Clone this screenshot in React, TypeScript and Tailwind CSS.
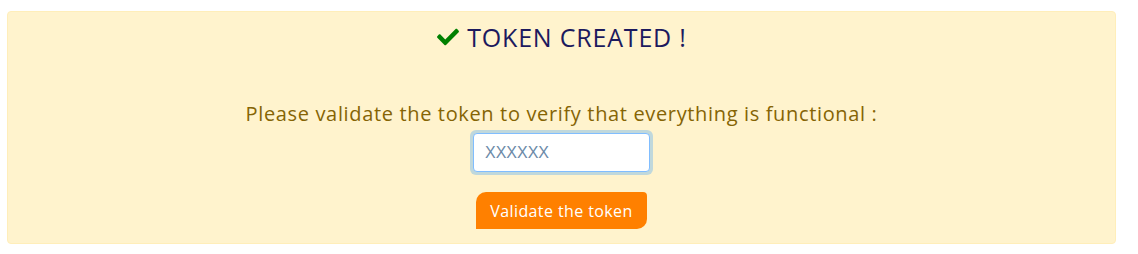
import React from "react";
import { FaCheck } from "react-icons/fa";

export default function App() {
  return (
    <div className="w-[1138px] h-[254px] bg-white pt-[11px] pl-[7px]" style={{ fontFamily: '"Open Sans", "Noto Sans", sans-serif' }}>
      <div className="w-[1109px] h-[233px] bg-[#fff3cd] border border-[#ffeeba] rounded-[4px] flex flex-col items-center">
        <div className="flex items-center gap-[7px] mt-[10px] h-[30px]">
          <FaCheck className="text-[#008000] w-[24px] h-[22px]" />
          <span className="text-[25px] text-[#1c1a5e] tracking-[0.8px] leading-none">TOKEN CREATED !</span>
        </div>
        <p className="mt-[49px] text-[20px] text-[#856404] leading-[26px] tracking-[0.65px]">
          Please validate the token to verify that everything is functional :
        </p>
        <div className="mt-[3px] w-[183px] h-[45px] rounded-[6px] bg-[#c0d8dc] p-[3px]">
          <input
            autoFocus
            placeholder="XXXXXX"
            className="w-full h-full bg-white border border-[#80bdff] rounded-[4px] px-[11px] text-[16px] text-[#495057] placeholder:text-[#6c8aa8] outline-none"
            style={{ fontFamily: '"Liberation Sans", sans-serif' }}
          />
        </div>
        <button className="mt-[17px] w-[171px] h-[37px] bg-[#ff8000] text-white text-[16px] tracking-[0.4px] rounded-tl-[10px] rounded-tr-[4px] rounded-br-[10px] rounded-bl-none">
          Validate the token
        </button>
      </div>
    </div>
  );
}
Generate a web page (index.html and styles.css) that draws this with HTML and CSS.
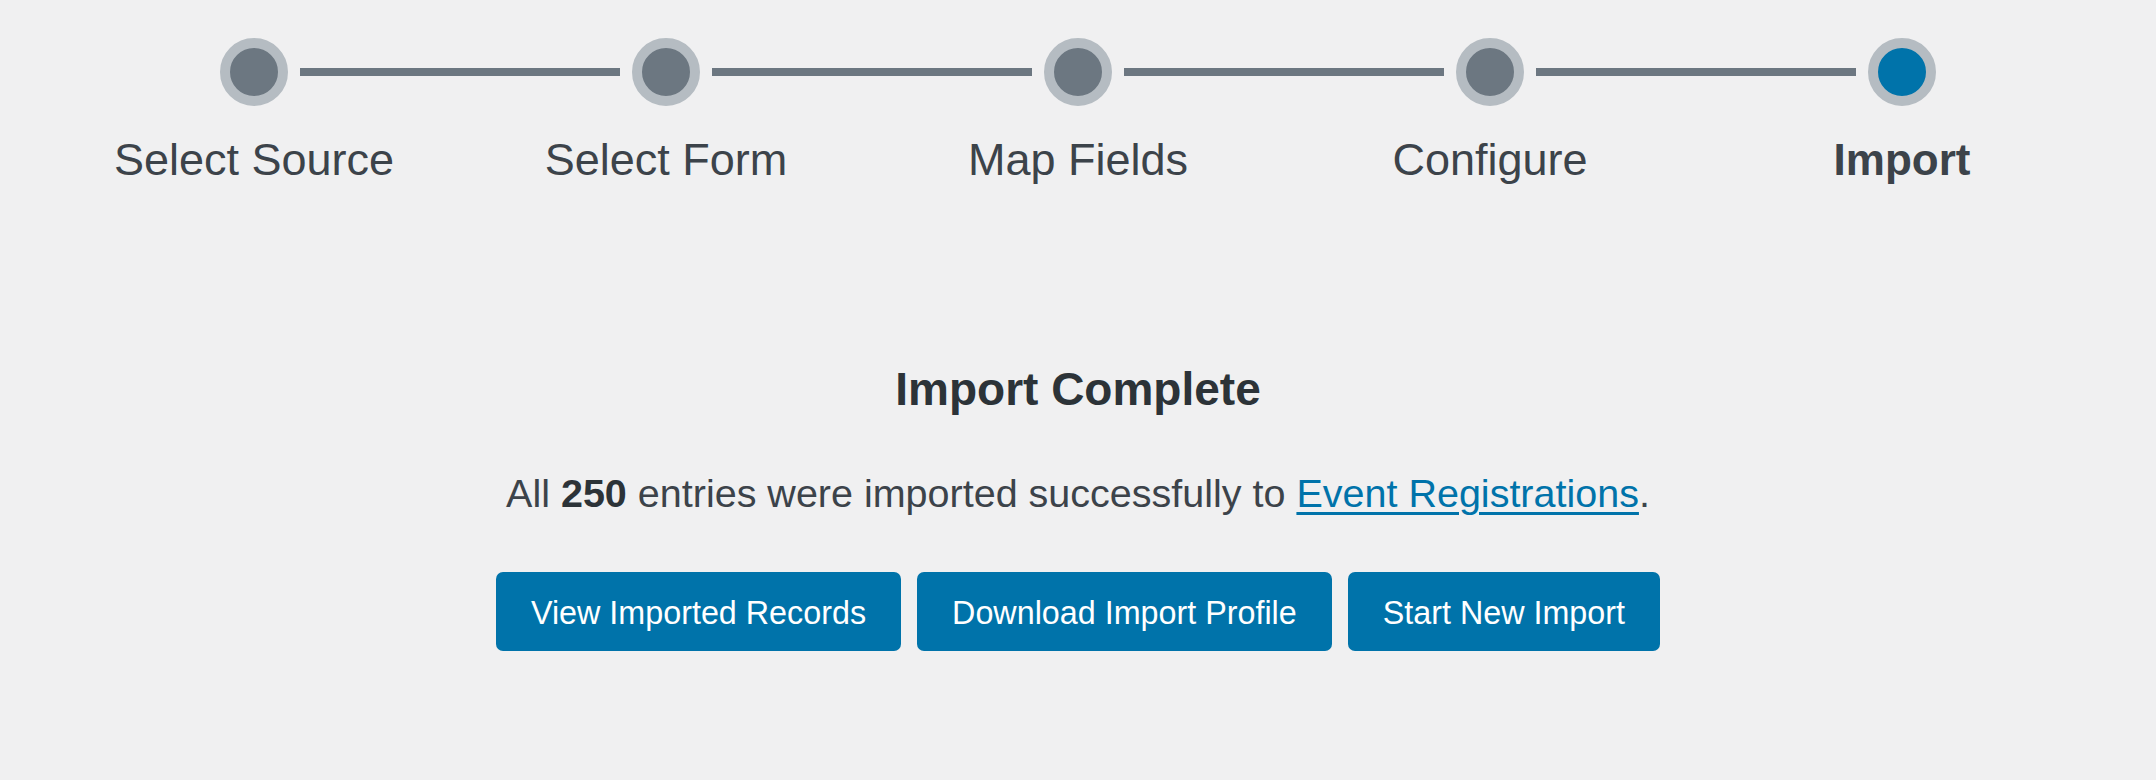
FILE: index.html
```html
<!DOCTYPE html>
<html lang="en">
<head>
    <meta charset="UTF-8">
    <meta name="viewport" content="width=device-width, initial-scale=1.0">
    <title>Import Complete</title>
    <link rel="stylesheet" href="styles.css">
</head>
<body>
    <div class="wizard">
        <!-- Pasos del asistente -->
        <div class="track">
            <span class="dot"></span>
            <span class="bar"></span>
            <span class="dot"></span>
            <span class="bar"></span>
            <span class="dot"></span>
            <span class="bar"></span>
            <span class="dot"></span>
            <span class="bar"></span>
            <span class="dot dot-active"></span>
        </div>
        <ul class="labels">
            <li>Select Source</li>
            <li>Select Form</li>
            <li>Map Fields</li>
            <li>Configure</li>
            <li class="current">Import</li>
        </ul>

        <div class="done">
            <h2>Import Complete</h2>
            <p>All <strong>250</strong> entries were imported successfully to <a href="#">Event Registrations</a>.</p>
            <div class="acciones">
                <button class="boton">View Imported Records</button>
                <button class="boton">Download Import Profile</button>
                <button class="boton">Start New Import</button>
            </div>
        </div>
    </div>
</body>
</html>
```

FILE: styles.css
```css
/* Estilos generales */
body {
    font-family: "Liberation Sans", Arial, sans-serif;
    background-color: #f0f0f1;
    color: #3c434a;
    margin: 0;
    padding: 0;
}

.wizard {
    padding-top: 38px;
}

/* Circulos y lineas */
.track {
    display: flex;
    justify-content: center;
    align-items: center;
    gap: 12px;
}

.dot {
    width: 48px;
    height: 48px;
    border: 10px solid #b5bcc2;
    border-radius: 50%;
    background-color: #6c7781;
}

.dot-active {
    background-color: #0073aa;
}

.bar {
    width: 320px;
    height: 8px;
    background-color: #6c7781;
}

.labels {
    list-style-type: none;
    margin: 28px 0 0;
    padding: 0;
    display: grid;
    grid-template-columns: repeat(5, 412px);
    justify-content: center;
}

.labels li {
    text-align: center;
    font-size: 45px;
    line-height: 52px;
}

.labels li.current {
    font-weight: bold;
    font-size: 44px;
}

/* Resultado */
.done {
    text-align: center;
    margin-top: 176px;
}

.done h2 {
    margin: 0;
    font-size: 46px;
    line-height: 54px;
    color: #2c3338;
}

.done p {
    margin: 54px 0 0;
    font-size: 39.5px;
    line-height: 46px;
}

.done p strong {
    color: #2c3338;
}

.done a {
    color: #0073aa;
    text-decoration-thickness: 3px;
    text-underline-offset: 5px;
}

.acciones {
    margin-top: 56px;
    display: flex;
    justify-content: center;
    gap: 16px;
}

button.boton {
    height: 79px;
    padding: 4px 35px 0;
    font-family: inherit;
    font-size: 32.3px;
    background-color: #0073aa;
    color: white;
    border: none;
    border-radius: 7px;
    cursor: pointer;
}
```
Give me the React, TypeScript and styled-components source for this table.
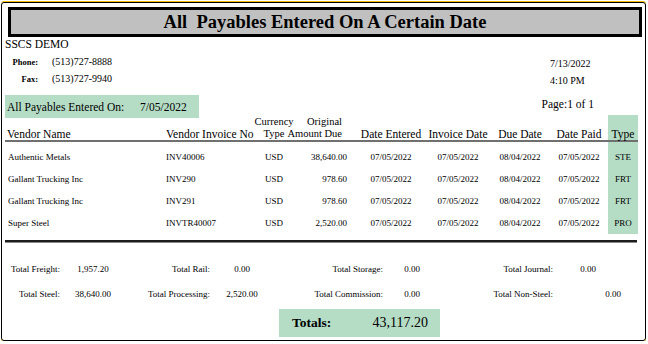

+---+

**What is being asked:**
Give the number of lines in the data that contain "index", with no other words.

**Finished exercise:**
2